Re: Encoding options (delta, rle, ...) in pyarrow bindings


Hi Sebastian -- Uwe is referring to Parquet files. We don't yet have
in-memory RLE or Delta encoding in the Arrow columnar format. I suspect
this will eventually be added as it can be quite important to improve
in-memory query execution performance.

Wes

On Fri, Nov 2, 2018, 2:18 PM Uwe L. Korn <uwelk@xxxxxxxxxx wrote:

> Hello Sebastian,
>
> currently you can only switch between plain and
> dictionary-encoding-combined-with-run-length encoding using the
> `use_dictionary` flag on
> https://arrow.apache.org/docs/python/generated/pyarrow.parquet.write_table.html#pyarrow.parquet.write_table
> . Other encoding are yet only implemented on the read path, we cannot write
> delta encodings yet.
>
> Uwe
>
> On Fri, Nov 2, 2018, at 12:53 PM, Sebastian Himberger wrote:
> > Hi,
> >
> > I hope this is the right list.

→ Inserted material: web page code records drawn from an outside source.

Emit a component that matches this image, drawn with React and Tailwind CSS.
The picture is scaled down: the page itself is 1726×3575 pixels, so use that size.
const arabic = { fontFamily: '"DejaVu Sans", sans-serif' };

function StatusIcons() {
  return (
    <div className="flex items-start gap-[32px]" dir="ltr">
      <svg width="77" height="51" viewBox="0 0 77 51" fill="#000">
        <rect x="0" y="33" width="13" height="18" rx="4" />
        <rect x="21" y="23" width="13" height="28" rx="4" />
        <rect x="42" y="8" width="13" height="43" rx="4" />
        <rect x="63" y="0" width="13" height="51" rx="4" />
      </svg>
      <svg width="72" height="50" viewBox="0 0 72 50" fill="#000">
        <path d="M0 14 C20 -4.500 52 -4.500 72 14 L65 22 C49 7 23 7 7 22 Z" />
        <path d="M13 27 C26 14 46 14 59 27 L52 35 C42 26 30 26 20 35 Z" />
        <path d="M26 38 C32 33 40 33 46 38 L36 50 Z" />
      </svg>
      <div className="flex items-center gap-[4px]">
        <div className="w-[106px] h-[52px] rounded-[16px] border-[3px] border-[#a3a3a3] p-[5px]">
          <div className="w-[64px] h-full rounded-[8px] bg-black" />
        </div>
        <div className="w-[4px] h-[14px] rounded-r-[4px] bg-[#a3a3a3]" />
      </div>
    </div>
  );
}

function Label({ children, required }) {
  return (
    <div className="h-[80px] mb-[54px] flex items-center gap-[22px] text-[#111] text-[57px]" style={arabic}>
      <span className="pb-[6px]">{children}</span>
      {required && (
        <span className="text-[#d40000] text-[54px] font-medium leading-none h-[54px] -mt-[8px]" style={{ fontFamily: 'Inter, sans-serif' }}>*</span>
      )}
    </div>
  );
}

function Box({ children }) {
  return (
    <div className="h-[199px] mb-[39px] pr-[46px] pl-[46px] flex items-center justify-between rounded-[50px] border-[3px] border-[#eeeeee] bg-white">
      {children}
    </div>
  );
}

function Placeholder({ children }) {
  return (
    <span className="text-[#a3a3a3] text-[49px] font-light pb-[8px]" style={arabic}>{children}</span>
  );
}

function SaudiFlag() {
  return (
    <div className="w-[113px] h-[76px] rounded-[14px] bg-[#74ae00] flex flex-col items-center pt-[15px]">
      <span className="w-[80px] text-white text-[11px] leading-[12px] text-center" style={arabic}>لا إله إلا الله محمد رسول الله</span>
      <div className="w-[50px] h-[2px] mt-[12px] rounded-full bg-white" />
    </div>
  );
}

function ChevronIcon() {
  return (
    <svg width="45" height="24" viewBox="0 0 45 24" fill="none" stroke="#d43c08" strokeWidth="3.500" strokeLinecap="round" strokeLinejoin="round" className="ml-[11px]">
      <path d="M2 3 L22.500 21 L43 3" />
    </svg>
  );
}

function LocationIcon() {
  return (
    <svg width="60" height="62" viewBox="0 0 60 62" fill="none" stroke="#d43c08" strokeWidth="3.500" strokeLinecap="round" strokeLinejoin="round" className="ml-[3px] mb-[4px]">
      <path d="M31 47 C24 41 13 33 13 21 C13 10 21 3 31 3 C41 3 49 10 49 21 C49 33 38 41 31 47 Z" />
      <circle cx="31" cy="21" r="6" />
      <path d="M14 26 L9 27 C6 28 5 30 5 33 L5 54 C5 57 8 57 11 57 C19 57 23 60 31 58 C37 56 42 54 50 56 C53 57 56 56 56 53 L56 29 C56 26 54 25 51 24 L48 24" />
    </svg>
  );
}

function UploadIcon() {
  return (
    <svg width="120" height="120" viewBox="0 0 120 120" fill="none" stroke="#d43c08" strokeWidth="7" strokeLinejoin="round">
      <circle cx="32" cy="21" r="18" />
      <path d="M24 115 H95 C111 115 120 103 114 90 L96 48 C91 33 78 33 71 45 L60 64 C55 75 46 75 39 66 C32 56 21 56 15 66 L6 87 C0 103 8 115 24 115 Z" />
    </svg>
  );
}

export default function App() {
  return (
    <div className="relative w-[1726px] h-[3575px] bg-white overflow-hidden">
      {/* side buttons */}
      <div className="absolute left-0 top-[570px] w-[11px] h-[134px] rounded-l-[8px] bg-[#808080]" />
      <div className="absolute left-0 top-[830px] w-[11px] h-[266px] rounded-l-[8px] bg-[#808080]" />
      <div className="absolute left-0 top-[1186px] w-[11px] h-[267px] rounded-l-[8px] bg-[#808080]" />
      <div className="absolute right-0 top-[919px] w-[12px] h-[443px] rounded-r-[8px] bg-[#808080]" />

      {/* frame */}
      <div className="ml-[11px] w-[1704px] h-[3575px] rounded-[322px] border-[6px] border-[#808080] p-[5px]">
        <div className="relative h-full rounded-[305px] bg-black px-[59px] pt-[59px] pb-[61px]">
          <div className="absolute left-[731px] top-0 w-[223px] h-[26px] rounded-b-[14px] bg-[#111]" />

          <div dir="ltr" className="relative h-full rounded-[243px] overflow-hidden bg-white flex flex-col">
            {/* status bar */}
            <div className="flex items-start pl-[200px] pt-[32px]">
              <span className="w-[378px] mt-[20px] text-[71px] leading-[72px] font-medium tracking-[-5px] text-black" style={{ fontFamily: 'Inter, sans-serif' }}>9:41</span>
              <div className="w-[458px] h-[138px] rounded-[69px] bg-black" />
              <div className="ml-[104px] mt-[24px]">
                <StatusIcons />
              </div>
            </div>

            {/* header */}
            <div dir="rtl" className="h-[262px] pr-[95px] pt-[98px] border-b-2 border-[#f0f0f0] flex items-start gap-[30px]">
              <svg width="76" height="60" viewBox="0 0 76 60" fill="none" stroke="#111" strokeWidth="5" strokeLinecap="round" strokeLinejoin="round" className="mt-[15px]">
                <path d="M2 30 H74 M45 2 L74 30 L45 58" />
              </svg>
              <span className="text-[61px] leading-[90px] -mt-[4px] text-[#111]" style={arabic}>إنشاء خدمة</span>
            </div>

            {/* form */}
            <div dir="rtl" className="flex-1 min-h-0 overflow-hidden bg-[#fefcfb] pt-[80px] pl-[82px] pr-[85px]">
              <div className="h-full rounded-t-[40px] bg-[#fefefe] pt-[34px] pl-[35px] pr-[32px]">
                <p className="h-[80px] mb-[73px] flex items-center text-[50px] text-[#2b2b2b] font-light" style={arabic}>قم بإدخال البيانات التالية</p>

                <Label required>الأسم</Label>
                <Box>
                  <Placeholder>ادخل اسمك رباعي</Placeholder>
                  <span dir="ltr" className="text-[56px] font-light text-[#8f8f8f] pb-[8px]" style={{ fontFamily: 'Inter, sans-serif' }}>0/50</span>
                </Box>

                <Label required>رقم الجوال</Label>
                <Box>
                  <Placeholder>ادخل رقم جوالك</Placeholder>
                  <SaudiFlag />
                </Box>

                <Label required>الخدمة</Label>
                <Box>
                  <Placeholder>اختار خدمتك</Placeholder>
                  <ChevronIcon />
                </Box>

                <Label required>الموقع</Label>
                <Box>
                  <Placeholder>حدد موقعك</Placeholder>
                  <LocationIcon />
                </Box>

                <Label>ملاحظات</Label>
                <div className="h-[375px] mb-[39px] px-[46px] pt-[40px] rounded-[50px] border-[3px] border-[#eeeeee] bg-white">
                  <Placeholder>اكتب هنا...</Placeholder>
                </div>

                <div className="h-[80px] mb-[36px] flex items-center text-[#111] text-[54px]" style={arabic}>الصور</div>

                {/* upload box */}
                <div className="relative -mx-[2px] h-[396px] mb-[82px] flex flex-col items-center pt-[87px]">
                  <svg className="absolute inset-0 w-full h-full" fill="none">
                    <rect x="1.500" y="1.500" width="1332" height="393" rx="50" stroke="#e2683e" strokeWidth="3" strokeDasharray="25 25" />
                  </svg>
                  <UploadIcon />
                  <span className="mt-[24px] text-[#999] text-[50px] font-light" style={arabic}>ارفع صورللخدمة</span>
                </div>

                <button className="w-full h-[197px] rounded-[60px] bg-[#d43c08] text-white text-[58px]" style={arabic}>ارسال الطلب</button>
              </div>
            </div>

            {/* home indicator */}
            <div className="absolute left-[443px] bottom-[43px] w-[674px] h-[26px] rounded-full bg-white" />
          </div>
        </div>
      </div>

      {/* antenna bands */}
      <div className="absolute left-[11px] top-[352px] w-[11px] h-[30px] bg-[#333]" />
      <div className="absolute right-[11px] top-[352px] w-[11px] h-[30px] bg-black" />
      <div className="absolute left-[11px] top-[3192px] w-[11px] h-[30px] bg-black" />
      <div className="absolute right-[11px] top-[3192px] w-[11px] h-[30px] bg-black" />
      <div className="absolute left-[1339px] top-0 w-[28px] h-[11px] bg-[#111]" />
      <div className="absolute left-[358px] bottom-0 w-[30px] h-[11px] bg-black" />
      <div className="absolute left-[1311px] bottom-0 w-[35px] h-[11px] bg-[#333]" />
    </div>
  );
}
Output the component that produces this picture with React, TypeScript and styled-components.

I couldn't find a "users" list on the
> > website so please forgive me if I am interrupting here.
> >
> > I am developing an application using the pyarrow module. By reading
> through
> > the documents I couldn't find a way to specify an encoding like delta or
> > run length to a column. Is this not supported yet or am I missing
> something?
> >
> > Thanks so much,
> > Sebastian
>